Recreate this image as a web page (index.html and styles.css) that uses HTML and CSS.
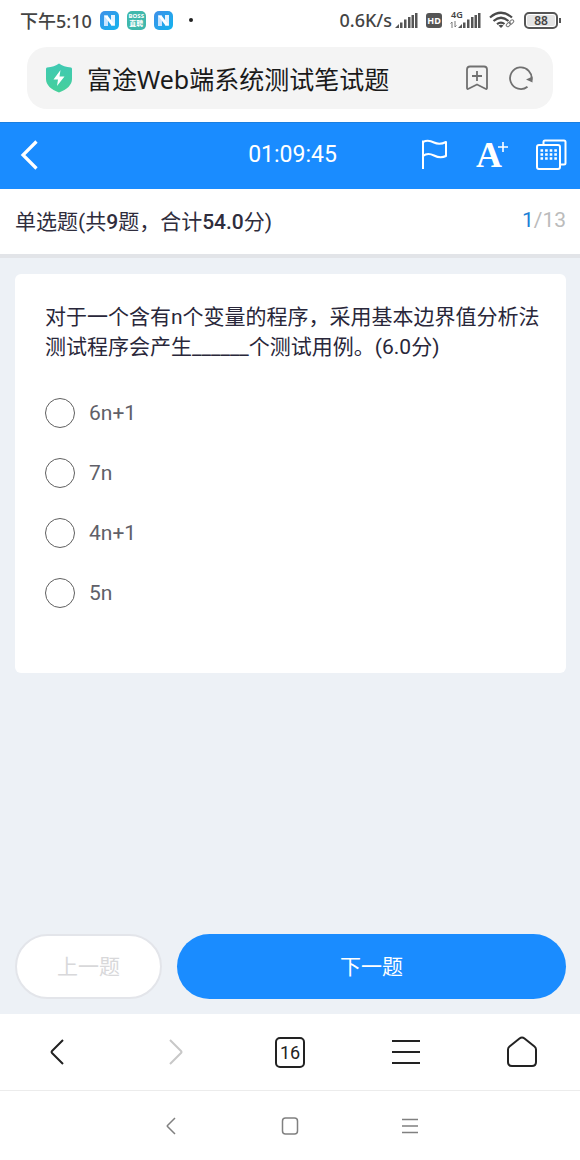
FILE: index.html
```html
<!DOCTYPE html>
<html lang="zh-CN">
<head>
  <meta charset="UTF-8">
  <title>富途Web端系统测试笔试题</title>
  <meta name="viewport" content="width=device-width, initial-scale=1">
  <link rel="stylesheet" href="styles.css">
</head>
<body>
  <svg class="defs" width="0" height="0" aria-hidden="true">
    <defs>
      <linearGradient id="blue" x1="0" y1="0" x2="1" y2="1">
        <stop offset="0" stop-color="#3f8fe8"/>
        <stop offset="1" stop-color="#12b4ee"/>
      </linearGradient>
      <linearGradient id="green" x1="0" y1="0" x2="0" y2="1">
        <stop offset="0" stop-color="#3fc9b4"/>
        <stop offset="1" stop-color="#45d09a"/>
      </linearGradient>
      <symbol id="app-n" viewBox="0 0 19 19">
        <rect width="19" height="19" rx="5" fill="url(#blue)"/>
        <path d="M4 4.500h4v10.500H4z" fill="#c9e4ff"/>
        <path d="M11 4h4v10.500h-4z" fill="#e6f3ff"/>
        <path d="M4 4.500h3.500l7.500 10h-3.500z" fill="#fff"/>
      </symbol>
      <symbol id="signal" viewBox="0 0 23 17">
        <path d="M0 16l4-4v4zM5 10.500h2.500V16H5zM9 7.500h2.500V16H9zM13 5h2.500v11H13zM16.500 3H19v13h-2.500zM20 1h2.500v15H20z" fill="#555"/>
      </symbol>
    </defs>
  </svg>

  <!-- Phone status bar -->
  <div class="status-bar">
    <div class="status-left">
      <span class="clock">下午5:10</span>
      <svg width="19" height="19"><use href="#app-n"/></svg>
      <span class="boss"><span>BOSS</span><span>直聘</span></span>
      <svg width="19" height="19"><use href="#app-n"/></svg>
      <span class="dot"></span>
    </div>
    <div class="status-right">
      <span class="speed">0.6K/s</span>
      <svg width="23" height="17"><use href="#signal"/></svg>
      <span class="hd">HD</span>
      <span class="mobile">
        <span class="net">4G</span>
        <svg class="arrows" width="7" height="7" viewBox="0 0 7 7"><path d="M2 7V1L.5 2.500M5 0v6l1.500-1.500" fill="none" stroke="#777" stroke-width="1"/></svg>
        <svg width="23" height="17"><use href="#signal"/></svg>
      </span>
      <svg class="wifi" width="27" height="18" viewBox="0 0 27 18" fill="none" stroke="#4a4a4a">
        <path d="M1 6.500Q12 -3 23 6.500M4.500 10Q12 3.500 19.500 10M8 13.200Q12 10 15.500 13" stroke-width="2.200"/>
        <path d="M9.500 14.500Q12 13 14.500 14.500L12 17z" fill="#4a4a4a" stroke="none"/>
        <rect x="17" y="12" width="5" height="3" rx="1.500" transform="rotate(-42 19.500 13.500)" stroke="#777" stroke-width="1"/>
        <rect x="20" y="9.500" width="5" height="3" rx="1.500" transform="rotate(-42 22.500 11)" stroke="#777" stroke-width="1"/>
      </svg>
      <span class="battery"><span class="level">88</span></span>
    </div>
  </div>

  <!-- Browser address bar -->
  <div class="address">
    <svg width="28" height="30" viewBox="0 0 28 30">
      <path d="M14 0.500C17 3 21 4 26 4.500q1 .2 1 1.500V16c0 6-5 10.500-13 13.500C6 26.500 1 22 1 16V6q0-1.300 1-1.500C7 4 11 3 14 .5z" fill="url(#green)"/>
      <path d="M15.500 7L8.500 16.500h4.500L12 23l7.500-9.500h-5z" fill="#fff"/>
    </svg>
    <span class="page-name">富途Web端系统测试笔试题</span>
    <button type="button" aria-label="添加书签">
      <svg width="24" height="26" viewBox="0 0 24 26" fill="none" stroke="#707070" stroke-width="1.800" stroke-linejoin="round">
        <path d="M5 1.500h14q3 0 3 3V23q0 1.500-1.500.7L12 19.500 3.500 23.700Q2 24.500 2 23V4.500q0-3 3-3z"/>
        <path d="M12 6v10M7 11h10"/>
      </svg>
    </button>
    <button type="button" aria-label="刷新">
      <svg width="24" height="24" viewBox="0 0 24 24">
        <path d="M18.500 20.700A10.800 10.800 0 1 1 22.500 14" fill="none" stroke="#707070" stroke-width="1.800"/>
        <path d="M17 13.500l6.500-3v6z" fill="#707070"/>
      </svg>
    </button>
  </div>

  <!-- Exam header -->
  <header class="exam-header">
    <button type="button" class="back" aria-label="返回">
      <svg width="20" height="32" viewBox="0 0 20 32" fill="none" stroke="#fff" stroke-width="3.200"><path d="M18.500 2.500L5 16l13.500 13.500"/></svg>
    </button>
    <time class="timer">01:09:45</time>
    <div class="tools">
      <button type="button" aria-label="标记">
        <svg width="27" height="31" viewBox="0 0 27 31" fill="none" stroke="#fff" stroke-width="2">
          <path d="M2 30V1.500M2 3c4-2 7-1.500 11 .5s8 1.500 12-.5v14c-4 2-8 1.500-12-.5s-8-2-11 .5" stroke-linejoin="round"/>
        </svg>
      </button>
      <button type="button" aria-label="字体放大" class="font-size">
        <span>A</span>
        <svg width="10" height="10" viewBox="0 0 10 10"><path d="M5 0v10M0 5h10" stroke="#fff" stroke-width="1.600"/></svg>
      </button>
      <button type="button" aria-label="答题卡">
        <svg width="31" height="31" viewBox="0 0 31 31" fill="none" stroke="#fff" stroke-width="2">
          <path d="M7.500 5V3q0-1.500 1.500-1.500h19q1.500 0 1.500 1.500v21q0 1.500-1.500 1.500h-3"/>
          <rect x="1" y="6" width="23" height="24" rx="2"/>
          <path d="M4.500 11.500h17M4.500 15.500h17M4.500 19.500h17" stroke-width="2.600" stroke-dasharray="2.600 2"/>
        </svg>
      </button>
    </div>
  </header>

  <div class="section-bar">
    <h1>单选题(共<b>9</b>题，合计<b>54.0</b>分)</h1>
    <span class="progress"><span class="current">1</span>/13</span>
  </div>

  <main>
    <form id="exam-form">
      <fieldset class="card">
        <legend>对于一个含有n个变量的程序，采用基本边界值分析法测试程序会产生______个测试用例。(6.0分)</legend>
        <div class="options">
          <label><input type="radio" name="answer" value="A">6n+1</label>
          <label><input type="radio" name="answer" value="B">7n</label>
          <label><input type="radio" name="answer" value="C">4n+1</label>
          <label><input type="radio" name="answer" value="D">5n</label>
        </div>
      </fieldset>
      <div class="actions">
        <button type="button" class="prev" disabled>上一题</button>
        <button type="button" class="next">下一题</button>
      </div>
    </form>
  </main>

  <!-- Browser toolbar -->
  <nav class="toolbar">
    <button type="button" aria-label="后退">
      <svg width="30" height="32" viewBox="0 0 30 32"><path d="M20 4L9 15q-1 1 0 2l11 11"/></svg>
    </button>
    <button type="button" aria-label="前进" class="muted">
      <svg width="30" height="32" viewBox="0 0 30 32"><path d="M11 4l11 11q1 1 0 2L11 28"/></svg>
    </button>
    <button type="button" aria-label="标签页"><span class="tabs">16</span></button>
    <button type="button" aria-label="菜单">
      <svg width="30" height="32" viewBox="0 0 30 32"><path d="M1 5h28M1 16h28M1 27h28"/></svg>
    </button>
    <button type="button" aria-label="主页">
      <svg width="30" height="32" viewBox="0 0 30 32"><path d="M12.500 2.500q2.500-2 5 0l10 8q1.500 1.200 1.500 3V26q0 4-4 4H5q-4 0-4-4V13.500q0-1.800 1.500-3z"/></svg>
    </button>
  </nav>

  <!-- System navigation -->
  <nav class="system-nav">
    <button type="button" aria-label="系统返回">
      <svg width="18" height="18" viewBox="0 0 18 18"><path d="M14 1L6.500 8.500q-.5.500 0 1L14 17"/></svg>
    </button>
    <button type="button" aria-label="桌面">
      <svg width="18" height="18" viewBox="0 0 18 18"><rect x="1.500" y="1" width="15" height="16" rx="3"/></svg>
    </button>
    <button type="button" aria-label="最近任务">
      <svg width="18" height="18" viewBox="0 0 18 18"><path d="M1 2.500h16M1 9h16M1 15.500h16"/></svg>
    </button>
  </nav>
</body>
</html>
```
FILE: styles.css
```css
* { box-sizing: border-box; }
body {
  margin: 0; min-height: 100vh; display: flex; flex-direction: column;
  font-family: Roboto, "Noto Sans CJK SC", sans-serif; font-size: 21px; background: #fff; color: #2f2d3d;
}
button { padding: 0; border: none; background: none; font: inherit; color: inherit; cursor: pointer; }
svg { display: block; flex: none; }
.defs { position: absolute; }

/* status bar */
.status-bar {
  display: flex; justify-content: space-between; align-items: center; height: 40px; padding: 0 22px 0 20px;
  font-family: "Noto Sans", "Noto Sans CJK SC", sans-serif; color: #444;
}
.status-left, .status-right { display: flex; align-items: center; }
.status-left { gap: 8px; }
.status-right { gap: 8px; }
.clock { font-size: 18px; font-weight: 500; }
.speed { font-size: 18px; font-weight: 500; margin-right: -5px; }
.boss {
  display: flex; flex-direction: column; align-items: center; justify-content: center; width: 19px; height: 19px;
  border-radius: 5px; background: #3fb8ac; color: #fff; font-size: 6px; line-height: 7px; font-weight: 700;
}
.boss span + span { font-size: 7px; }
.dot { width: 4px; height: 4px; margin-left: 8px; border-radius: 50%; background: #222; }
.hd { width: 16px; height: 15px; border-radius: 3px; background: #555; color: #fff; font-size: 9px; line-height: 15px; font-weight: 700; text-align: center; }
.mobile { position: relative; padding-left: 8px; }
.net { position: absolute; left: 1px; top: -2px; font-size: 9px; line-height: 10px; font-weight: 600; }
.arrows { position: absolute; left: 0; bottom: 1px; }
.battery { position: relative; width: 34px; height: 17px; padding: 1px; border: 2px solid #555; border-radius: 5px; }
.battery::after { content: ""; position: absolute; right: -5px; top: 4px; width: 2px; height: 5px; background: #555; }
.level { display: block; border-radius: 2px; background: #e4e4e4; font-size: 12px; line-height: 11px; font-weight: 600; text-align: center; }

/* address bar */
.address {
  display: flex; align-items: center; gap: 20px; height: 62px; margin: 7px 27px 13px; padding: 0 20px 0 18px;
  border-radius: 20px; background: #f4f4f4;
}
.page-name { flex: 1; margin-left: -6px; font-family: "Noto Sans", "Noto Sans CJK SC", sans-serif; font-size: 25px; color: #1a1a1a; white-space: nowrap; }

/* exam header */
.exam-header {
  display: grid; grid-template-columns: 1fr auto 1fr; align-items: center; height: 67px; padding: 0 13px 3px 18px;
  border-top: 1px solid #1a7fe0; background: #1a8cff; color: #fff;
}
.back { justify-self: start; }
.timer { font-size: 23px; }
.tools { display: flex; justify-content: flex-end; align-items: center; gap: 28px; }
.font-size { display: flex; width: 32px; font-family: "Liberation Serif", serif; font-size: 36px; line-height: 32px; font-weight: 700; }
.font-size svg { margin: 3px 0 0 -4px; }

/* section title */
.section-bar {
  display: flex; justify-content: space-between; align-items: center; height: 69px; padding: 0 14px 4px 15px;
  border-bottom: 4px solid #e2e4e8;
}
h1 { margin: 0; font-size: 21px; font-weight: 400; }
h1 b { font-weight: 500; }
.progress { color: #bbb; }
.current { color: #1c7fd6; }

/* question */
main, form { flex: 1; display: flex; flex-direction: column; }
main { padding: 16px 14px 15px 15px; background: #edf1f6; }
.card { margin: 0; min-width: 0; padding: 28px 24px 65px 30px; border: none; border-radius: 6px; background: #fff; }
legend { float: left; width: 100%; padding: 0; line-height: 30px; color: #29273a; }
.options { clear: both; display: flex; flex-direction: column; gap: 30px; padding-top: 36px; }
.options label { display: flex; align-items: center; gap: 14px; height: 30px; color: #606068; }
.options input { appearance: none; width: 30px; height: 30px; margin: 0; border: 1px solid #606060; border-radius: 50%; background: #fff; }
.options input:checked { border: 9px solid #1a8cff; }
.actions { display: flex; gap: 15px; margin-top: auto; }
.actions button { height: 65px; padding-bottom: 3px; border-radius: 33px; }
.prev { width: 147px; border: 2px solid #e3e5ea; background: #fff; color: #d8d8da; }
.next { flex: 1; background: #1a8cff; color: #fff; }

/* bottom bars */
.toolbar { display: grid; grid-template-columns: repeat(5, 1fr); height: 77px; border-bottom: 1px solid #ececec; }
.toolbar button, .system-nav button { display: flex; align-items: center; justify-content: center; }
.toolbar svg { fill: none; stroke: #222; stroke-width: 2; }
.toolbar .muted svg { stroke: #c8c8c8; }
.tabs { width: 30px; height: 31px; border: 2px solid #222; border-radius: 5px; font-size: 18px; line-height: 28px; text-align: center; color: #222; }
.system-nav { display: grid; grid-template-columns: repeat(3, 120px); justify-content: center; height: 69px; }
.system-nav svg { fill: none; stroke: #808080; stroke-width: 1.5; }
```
++++++
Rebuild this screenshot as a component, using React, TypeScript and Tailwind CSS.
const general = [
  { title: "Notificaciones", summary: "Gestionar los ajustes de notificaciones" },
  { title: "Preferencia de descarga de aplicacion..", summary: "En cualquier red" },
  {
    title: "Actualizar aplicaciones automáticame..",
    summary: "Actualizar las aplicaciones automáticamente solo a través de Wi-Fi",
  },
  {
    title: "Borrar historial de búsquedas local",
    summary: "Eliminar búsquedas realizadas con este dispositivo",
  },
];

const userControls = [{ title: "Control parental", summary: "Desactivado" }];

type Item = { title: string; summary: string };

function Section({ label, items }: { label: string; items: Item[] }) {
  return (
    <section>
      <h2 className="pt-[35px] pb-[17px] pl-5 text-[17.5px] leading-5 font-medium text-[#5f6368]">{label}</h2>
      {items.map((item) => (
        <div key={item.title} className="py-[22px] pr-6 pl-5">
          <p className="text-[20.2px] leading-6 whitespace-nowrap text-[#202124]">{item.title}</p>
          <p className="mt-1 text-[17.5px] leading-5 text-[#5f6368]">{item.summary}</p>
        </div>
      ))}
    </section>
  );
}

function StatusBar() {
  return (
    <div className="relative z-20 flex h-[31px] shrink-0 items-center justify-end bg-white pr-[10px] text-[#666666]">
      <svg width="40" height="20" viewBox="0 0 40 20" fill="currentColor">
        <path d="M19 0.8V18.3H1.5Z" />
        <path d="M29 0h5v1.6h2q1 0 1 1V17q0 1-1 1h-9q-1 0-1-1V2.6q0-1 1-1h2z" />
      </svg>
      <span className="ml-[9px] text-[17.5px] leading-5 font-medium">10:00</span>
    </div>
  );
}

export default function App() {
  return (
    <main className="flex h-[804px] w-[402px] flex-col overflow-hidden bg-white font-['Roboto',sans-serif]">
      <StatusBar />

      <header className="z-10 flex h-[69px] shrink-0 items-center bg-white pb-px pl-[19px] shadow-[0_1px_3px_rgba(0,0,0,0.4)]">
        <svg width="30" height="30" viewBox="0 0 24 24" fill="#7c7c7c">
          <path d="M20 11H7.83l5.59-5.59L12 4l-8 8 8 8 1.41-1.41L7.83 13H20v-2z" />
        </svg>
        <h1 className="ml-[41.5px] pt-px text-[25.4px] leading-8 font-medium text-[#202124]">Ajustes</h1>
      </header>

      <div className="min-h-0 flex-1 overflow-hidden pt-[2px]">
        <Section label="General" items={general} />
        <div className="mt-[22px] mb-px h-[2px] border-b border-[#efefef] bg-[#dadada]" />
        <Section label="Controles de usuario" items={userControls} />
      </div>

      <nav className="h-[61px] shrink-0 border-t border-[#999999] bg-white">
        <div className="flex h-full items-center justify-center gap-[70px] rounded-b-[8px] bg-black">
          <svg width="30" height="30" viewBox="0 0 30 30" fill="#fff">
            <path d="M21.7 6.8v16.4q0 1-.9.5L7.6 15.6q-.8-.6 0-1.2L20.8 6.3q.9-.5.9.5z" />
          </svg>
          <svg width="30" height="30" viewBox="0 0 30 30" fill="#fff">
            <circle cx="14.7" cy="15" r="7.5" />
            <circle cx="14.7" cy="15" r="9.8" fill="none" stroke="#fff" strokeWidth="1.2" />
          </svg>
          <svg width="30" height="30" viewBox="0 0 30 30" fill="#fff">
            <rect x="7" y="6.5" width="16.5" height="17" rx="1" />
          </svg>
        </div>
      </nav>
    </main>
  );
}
++++++
Lines that hold "styles" are the ones to copy; find all of them.

SOLUTION FOR THIS TASK -
Recreate this image as a web page (index.html and styles.css) that uses HTML and CSS.
  <link rel="stylesheet" href="styles.css">
FILE: styles.css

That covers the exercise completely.